Solaron left his job in San Dimas and moved to Memphis to be with her. With his particular skills, he was able to get a job at a local accounting firm, and within a year, they were married for real.

Today they’ve just celebrated their 10th anniversary. They have two daughters, a Golden Retriever named Samwise, and house Solaron is perpetually attempting to renovate.

“It’s funny,” Solaron says with finality. “If I had listened to my dad and ‘done something worthwhile with my life’ I don’t think I’d have a life. My wife and girls are everything to me. And I really owe it all to a MUD. A video game, of all things.”

“Without gaming,” Kitrana adds. “It’s hard to think of where we might have wound up. Some people might say that it’s weird or sad or something else negative for us to have met the way we did. You know what, though? I wouldn’t trade that time for anything. We have everything we’ve ever wanted. I’ll never look back on all that time in-game with regret. Even though I never saw his face, all that time before we started talking off-game, I still felt like I knew him. And I did. I can’t say the same thing for games today.”

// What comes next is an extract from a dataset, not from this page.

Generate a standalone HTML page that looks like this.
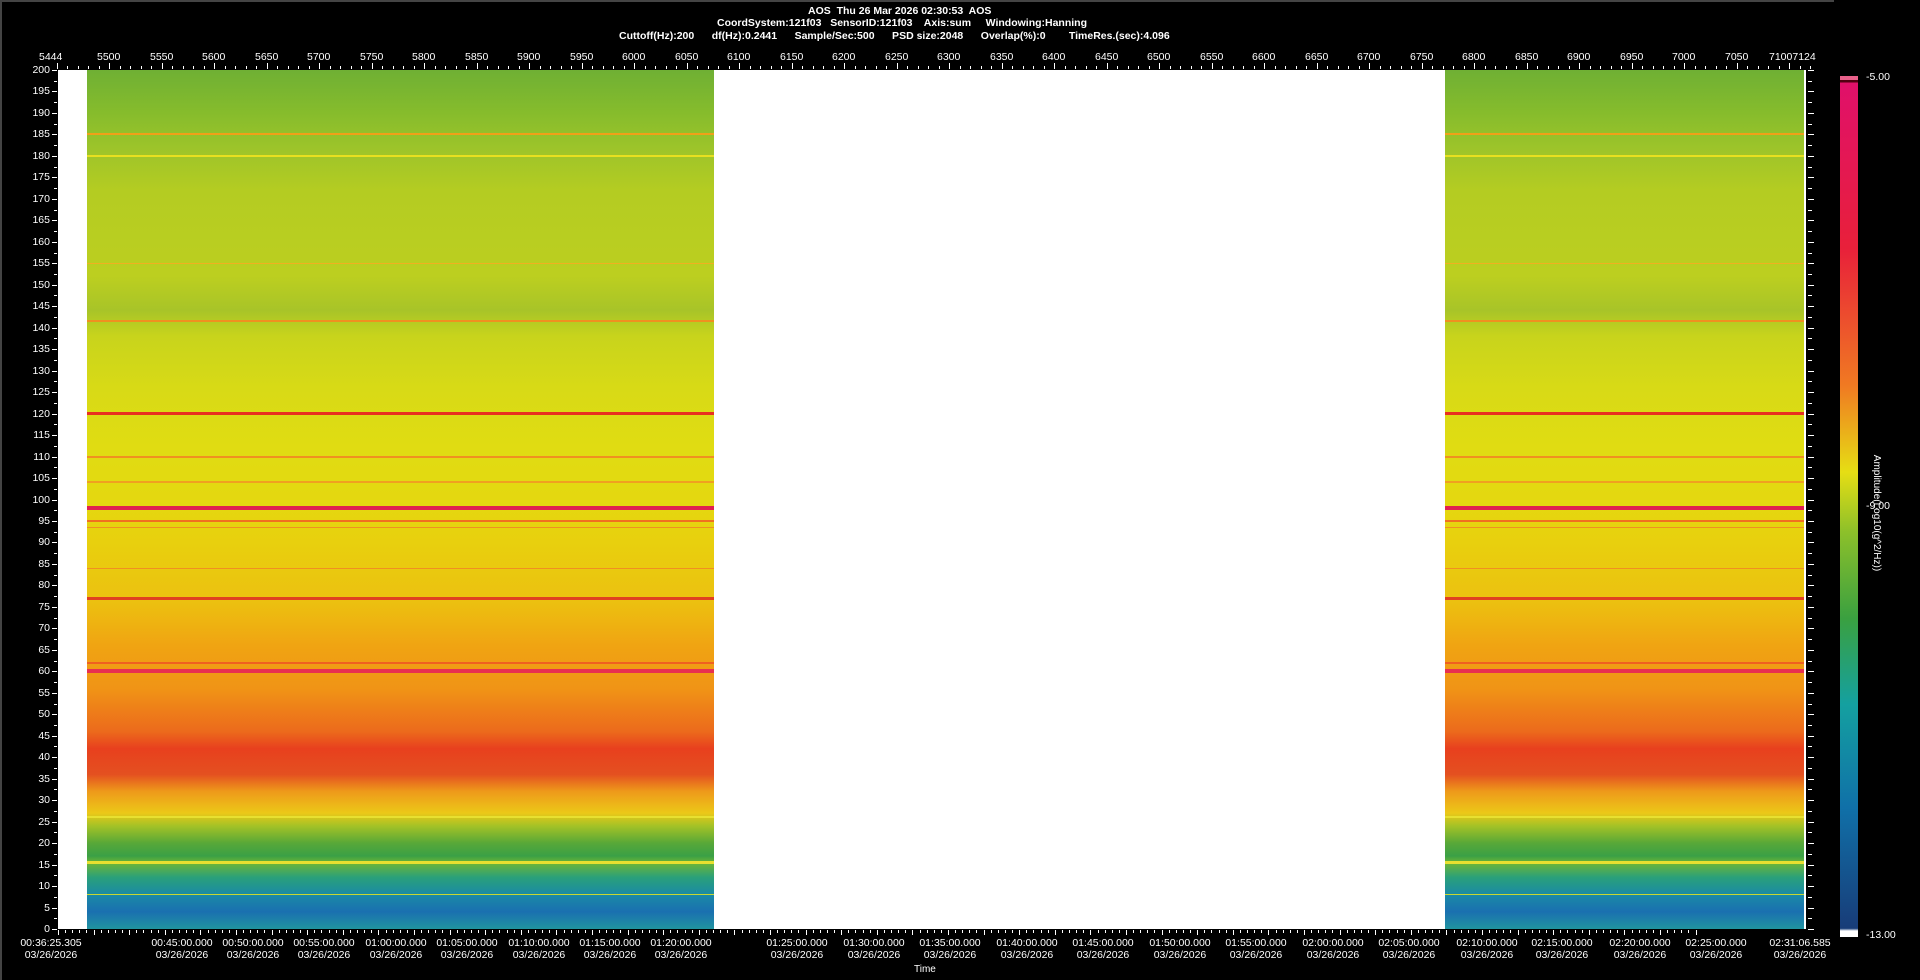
<!DOCTYPE html>
<html><head><meta charset="utf-8"><style>
body{margin:0;width:1920px;height:980px;background:#000;overflow:hidden;position:relative;font-family:"Liberation Sans",sans-serif;color:#fff}
.t{position:absolute;font-size:10.5px;white-space:nowrap;line-height:12px}
.b{font-weight:bold;font-size:10.5px}
.data{position:absolute;top:70px;height:859px;background:linear-gradient(to bottom,#6fb034 0%,#86bc2c 5%,#9cc42a 9%,#b4cc22 14%,#bccf20 24%,#a8c428 28%,#c8d41c 31%,#d8da16 37%,#e0dc12 44%,#e4d810 50%,#e8d00e 55%,#ecc010 62%,#f0a412 67%,#f09416 72%,#ec6a1c 77%,#e8401e 79%,#e45020 82%,#ee9a1a 84%,#ecc818 86.5%,#a4c226 88%,#58a838 90%,#3aa046 91.5%,#6eb636 92.3%,#2aa07a 94%,#1a8aa6 96%,#1a70b0 98%,#2094a0 100%)}
.ln{position:absolute;left:0;right:0}
</style></head><body>
<div style="position:absolute;left:0;top:0;width:1834px;height:2px;background:#444"></div>
<div style="position:absolute;left:0;top:0;width:2px;height:980px;background:#444"></div>
<div class="t b" style="left:808px;top:5px">AOS&nbsp; Thu 26 Mar 2026 02:30:53&nbsp; AOS</div>
<div class="t b" style="left:717px;top:17px">CoordSystem:121f03&nbsp;&nbsp; SensorID:121f03&nbsp;&nbsp;&nbsp; Axis:sum&nbsp;&nbsp;&nbsp;&nbsp; Windowing:Hanning</div>
<div class="t b" style="left:619px;top:30px">Cuttoff(Hz):200&nbsp;&nbsp;&nbsp;&nbsp;&nbsp; df(Hz):0.2441&nbsp;&nbsp;&nbsp;&nbsp;&nbsp; Sample/Sec:500&nbsp;&nbsp;&nbsp;&nbsp;&nbsp; PSD size:2048&nbsp;&nbsp;&nbsp;&nbsp;&nbsp; Overlap(%):0&nbsp;&nbsp;&nbsp;&nbsp;&nbsp;&nbsp;&nbsp; TimeRes.(sec):4.096</div>
<div style="position:absolute;left:58px;top:70px;width:1748px;height:859px;background:#fff"></div>
<div class="data" id="d1" style="left:87px;width:627px"></div>
<div class="data" id="d2" style="left:1445px;width:359px"></div>
<div style="position:absolute;left:1840px;top:76px;width:18px;height:861px;background:linear-gradient(to bottom,#e8608a 0,#e8608a 4px,#500010 4px,#500010 6px,#e0106a 7px,#e8203a 20%,#f07a22 36%,#e6de14 46%,#8cc02a 53%,#3aa040 63%,#14a0a0 73%,#1070a8 85%,#183c78 99%,#fff 99.3%)"></div>
<div class="t" style="left:1866px;top:71px">-5.00</div>
<div class="t" style="left:1866px;top:500px">-9.00</div>
<div class="t" style="left:1866px;top:929px">-13.00</div>
<div class="t" style="left:1816px;top:507px;transform:rotate(90deg);transform-origin:center;width:120px;text-align:center;font-size:10px">Amplitude(Log10(g^2/Hz))</div>
<div class="t" style="left:914px;top:964px;font-size:10px">Time</div>
<div id="ax"></div>
<script>
var h='';
function f2y(f){return 70+(200-f)*859/200}
var lines=[[185,2,'#f0a018'],[180,2,'#e8e020'],[141.5,2,'#f09020'],[155,1,'#f0b020'],[120,3,'#e83020'],[110,2,'#f09020'],[104,2,'#f0a020'],[98,4,'#e02050'],[95,2,'#f07020'],[93.5,1,'#f09020'],[84,1,'#f09020'],[77,3,'#e04020'],[62,2,'#f06020'],[60,4,'#e83050'],[26,2,'#e8e030'],[15.5,3,'#e8e030'],[8,1,'#c8d830']];
['d1','d2'].forEach(function(id){var s='';lines.forEach(function(l){s+='<div class="ln" style="top:'+(f2y(l[0])-70-l[1]/2)+'px;height:'+l[1]+'px;background:'+l[2]+'"></div>'});document.getElementById(id).innerHTML=s});
for(var f=0;f<=200;f+=2.5){var y=f2y(f);var maj=f%5==0;h+='<div style="position:absolute;left:'+(maj?52:54)+'px;top:'+Math.round(y)+'px;width:'+(maj?5:3)+'px;height:1px;background:#fff"></div>';h+='<div style="position:absolute;left:1808px;top:'+Math.round(y)+'px;width:'+(maj?6:4)+'px;height:1px;background:#fff"></div>';if(maj)h+='<div class="t" style="left:0;width:50px;text-align:right;top:'+(Math.round(y)-6)+'px">'+f+'</div>'}
h+='<div class="t" style="left:39px;top:51px">5444</div>';
for(var v=5450;v<=7120;v+=10){var x=109+(v-5500)*52.5/50;var maj=v%50==0;h+='<div style="position:absolute;left:'+Math.round(x)+'px;top:'+(maj?63:66)+'px;width:1px;height:'+(maj?6:3)+'px;background:#fff"></div>';if(maj&&v<7100&&v>5450)h+='<div class="t" style="left:'+(Math.round(x)-12)+'px;top:51px">'+v+'</div>'}
h+='<div class="t" style="left:1769px;top:51px">71007124</div>';
for(var i=0;i<=230;i++){var x=58+i*7.12;if(x>1806)break;h+='<div style="position:absolute;left:'+Math.round(x)+'px;top:930px;width:1px;height:'+(i%5==0?5:3)+'px;background:#fff"></div>'}
var times=['00:45','00:50','00:55','01:00','01:05','01:10','01:15','01:20','01:25','01:30','01:35','01:40','01:45','01:50','01:55','02:00','02:05','02:10','02:15','02:20','02:25'];
var xs=[149,207,265,323,381,440,498,556,651,714,776,839,901,964,1026,1089,1151,1214,1276,1339,1401];
function lab(x,t){h+='<div class="t" style="left:'+(x-50)+'px;width:100px;text-align:center;top:937px">'+t+'<br>03/26/2026</div>'}
lab(51,'00:36:25.305');
times.forEach(function(t,i){lab(Math.round(xs[i]*1.2245),t+':00.000')});
lab(1800,'02:31:06.585');
document.getElementById('ax').innerHTML=h;
</script>
</body></html>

Today Solaron and Kitrana are both raiders in Everquest 2. Solaron leads a guild of over 100 players, while holding down a successful job at the same firm he entered in 2000. Kitrana attained her teaching degree but now stays home to raise her children. Now and again, they still log into TFC. Both feel they’ve lost the edge and have drifted away progressively more with each passing year. Even still, when the question of the game closing is raised, they donate and speak out to keep the game going.

“I couldn’t see it,” she says. “The game closing. It’s a chapter of our lives I never want to close. Time might pass it up, but the players that were there never will. A part of us will always be there on that MUD. I can only imagine others feel the same.”

And, as someone who shared their time on TFC, I can agree. Theirs is a love story often untold in favor of Internet horror stories and poorly drawn what-ifs. But there it is, the tale of Solaron and Kitrana, true loves bound through innumerable lines of white text, and  their story closed with a happy ending.